12. The circuit assembly of claim 11, wherein each of the multi-channel data channels has a bandwidth of at least 25 gigabits per second (Gb/s).

13. The circuit assembly of claim 11, wherein the multi-channel data channel conforms to a transmitter signal specification defined by IEEE standard 802.3 clause 110 (25 GBASE-CR).

14. The circuit assembly of claim 11, wherein the multi-channel data channel has a bandwidth of at least 100 gigabits per second (Gb/s).

15. A method, comprising:

operatively coupling an Integrated Circuit (IC) chip to an IC chip carrier, substrate, or interposer board;

coupling the IC chip carrier, substrate, or interposer board to a multi-layer Printed Circuit Board (PCB);

coupling a first axial port to the IC chip carrier, substrate, or interposer, the first axial port communicatively coupled with the IC chip via wiring in the IC chip carrier, substrate, or interposer;

coupling a second axial port to the PCB;

coupling a first connector of an axial cable to the first axial port, the axial cable having the first and second connectors at opposite ends; and

coupling the second connector of the axial cable to the second axial port.

16. The method of claim 15, wherein the IC chip carrier, substrate, or interposer board is coupled to the PCB via a ball grid array.

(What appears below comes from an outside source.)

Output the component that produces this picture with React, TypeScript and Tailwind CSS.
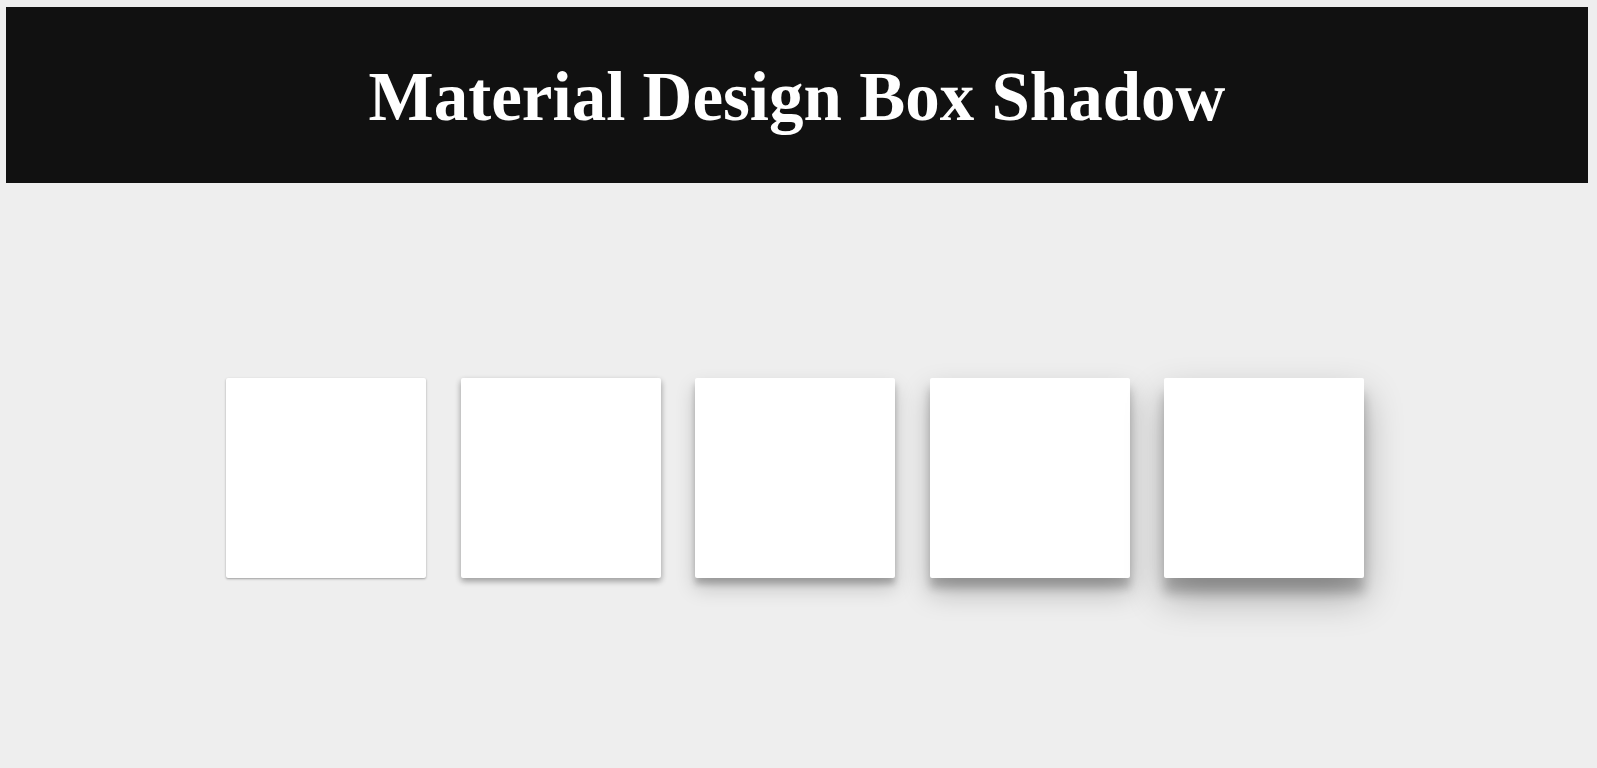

17. The method of claim 15 or 16, further comprising: communicatively coupling the second axial port to a data connector.

18. The method of claim 17, further comprising: transmitting signals between the IC chip and the data connector via a data channel comprising at least one signal path, the at least one signal path comprising: a first signal path segment between the IC chip and the first axial port and a second signal path segment including the axial cable.

19. The method of claim 18, wherein the data channel has a bandwidth of at least 25 gigabits per second (Gb/s).

20. A method according to claim 18 or 19, wherein the data channel conforms to the transmitter signal specification defined by IEEE standard 802.3 clause 110 (25 GBASE-CR).

21. The method of claim 15, wherein the axial cable is a twinaxial cable, and wherein the first and second axial ports are twinaxial ports.